I'm Lindsay Ferrier, a Nashville writer with a passion for family travel, exploring Tennessee, and raising kids without losing my mind in the process. This is where I share my discoveries, along with occasional deep thoughts, pop culture tangents and a sprinkling of snark. Want to get in touch? Use the CONTACT form at the top of the page.
December 15, 2009
>A few weeks ago, I attended a lovely holiday party organized by a couple of women for a small group of mom bloggers. Let me put emphasis on the word “small”- It was a crafting party, so enough supplies were bought specifically for the women who were planning on attending.
The problem was that out of eleven or so women who had said they were coming, only about seven showed up. So not only were there leftover supplies, but I’m sure other women could have been invited who would have LOVED to attend- and would actually have bothered to make an appearance- or at least, to call or e-mail if something had come up at the last moment.
*cough* *cough* RUDE *cough* *cough*
Last week, I went to another holiday party, where the hostess bemoaned the fact that while 70 people had RSVP’ed to say they were coming, 150 showed up. Yes. 150. Kinda throws a wrench into the whole planning thing, you know?
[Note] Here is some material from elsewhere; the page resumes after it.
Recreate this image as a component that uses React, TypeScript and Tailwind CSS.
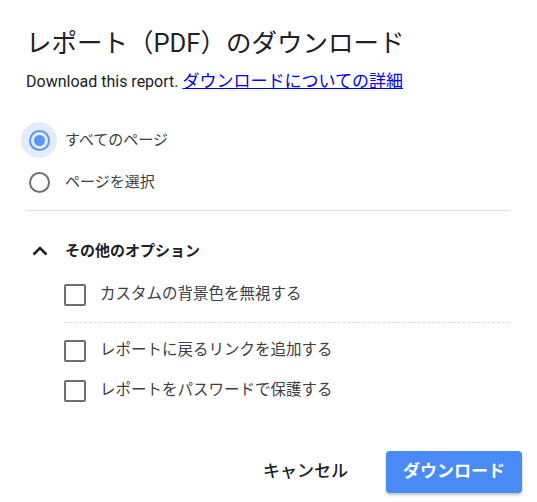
import React, { useState } from 'react';

const font = { fontFamily: 'Roboto, "Noto Sans CJK JP", sans-serif' };

const Checkbox = ({ label }: { label: string }) => {
  const [checked, setChecked] = useState(false);
  return (
    <label className="flex h-[40px] items-center cursor-pointer" onClick={() => setChecked(!checked)}>
      <span className="ml-[38px] flex h-[22px] w-[22px] items-center justify-center rounded-[2px] border-2 border-[#6f6f6f]">
        {checked && (
          <svg width="16" height="16" viewBox="0 0 24 24" fill="none" stroke="#6f6f6f" strokeWidth="3">
            <polyline points="4,12 10,18 20,6" />
          </svg>
        )}
      </span>
      <span className="ml-[14px] text-[15.5px] text-[#3c4043]">{label}</span>
    </label>
  );
};

export default function App() {
  const [page, setPage] = useState<'all' | 'select'>('all');
  const [open, setOpen] = useState(true);

  const radios = [
    { id: 'all', label: 'すべてのページ' },
    { id: 'select', label: 'ページを選択' },
  ] as const;

  return (
    <div className="w-[537px] h-[502px] bg-white pl-[26px] pr-[27px] pt-[27px]" style={font}>
      {/* タイトル */}
      <h1 className="h-[32px] text-[25.5px] leading-[32px] font-normal text-[#202124] whitespace-nowrap">
        レポート（PDF）のダウンロード
      </h1>
      <p className="mt-[10px] text-[16px] leading-[24px] text-[#202124] whitespace-nowrap">
        Download this report.{' '}
        <a href="#" className="text-[17px] text-[#0000ee] underline">ダウンロードについての詳細</a>
      </p>

      {/* ページ選択 */}
      <div className="mt-[25px]">
        {radios.map(r => {
          const active = page === r.id;
          return (
            <div key={r.id} className="flex h-[42px] items-center cursor-pointer" onClick={() => setPage(r.id)}>
              <span
                className={`-ml-[5px] flex h-[36px] w-[36px] items-center justify-center rounded-full ${active ? 'bg-[#e3ecfd]' : ''}`}
              >
                <span
                  className={`flex h-[21px] w-[21px] items-center justify-center rounded-full border-2 ${active ? 'border-[#5b96f7]' : 'border-[#6f6f6f]'}`}
                >
                  {active && <span className="h-[11px] w-[11px] rounded-full bg-[#5b96f7]" />}
                </span>
              </span>
              <span className="ml-[8px] text-[15px] text-[#3c4043]">{r.label}</span>
            </div>
          );
        })}
      </div>

      <div className="mt-[7px] border-t border-[#e0e0e0]" />

      {/* その他のオプション */}
      <button className="mt-[20px] flex h-[40px] items-center" onClick={() => setOpen(!open)}>
        <svg width="16" height="16" viewBox="0 0 16 16" className="ml-[6px]" fill="none" stroke="#202124" strokeWidth="2.6">
          <polyline points={open ? '1.5,11.5 8,5 14.5,11.5' : '1.5,5 8,11.5 14.5,5'} />
        </svg>
        <span className="ml-[17px] text-[15px] font-bold text-[#202124]">その他のオプション</span>
      </button>

      {open && (
        <div className="mt-[4px]">
          <Checkbox label="カスタムの背景色を無視する" />
          <div className="ml-[38px] mt-[7px] mb-[8px] border-t border-dashed border-[#dadada]" />
          <Checkbox label="レポートに戻るリンクを追加する" />
          <Checkbox label="レポートをパスワードで保護する" />
        </div>
      )}

      {/* ボタン */}
      <div className="mt-[40px] -mr-[12px] flex items-center justify-end gap-[22px]">
        <button className="h-[42px] px-[16px] text-[17px] font-medium text-[#202124]">キャンセル</button>
        <button className="h-[42px] w-[136px] rounded-[4px] bg-[#4a8af5] text-[17px] font-bold text-white shadow-[0_2px_3px_rgba(0,0,0,0.25)]">
          ダウンロード
        </button>
      </div>
    </div>
  );
}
I don’t really understand what happened to the idea of the RSVP. Almost every invitation calls for one and almost no one bothers to actually do it. What’s going on? Do people not know what RSVP means? Because I’m here to tell you that it does not stand for “Rude, Silly, Vain People,” nor does it mean “Really Scrumptious Vegan Party.” It MEANS “répondez s’il vous plaît.” Which… Um…. Okay. That makes no sense at all to most people, I’ll give you that. Anyway.
IT MEANS TELL THE HOST WHETHER OR NOT YOU ARE COMING.
Is that so hard?
We actually plan our annual Christmas party around the knowledge that most people won’t RSVP. We ask everyone to bring a dessert to share. That way, no matter how many people show up (and during the Christmas season, it’s always a crap shoot), there will be enough food for everyone. And if we buy too much wine and beer…
OH WELL.
*hiccup*
Still, it’s always strange to invite friends, good friends, and never hear from them one way or the other as to whether they’re coming. And there’s no rhyme or reason as to who shows up- About half of those we’ve invited who didn’t RSVP show up, and about half don’t. Hubs just asks people if he really wants to know, but I don’t like to put people in an awkward spot- so I say nothing. I just think evil thoughts when I see them. Kidding.
Sorta.
Am I way off base here? Do you RSVP? Do you expect others to RSVP when you host a party? I joked to Hubs that I’d love to hire someone one year to stand at the door of our house and only allow in those who’ve RSVP’ed, but I don’t know that that would go over so well. I do think that next year, I’ll be a little more pointed on the invites. “Please let us know if you plan on coming” might help things a little, don’t you think?
Or maybe not.
I think there’s a gray area for RSVPs to media events or if the invitation was sent by someone I don’t know. I’ll admit that I feel less compelled to RSVP in those situations unless I plan on going. But if I’m invited to someone’s personal party or if the invitation makes it clear that only a small number of people were invited, you’d better believe I’m going to RSVP. I don’t want to add to the host’s stress. What do you think?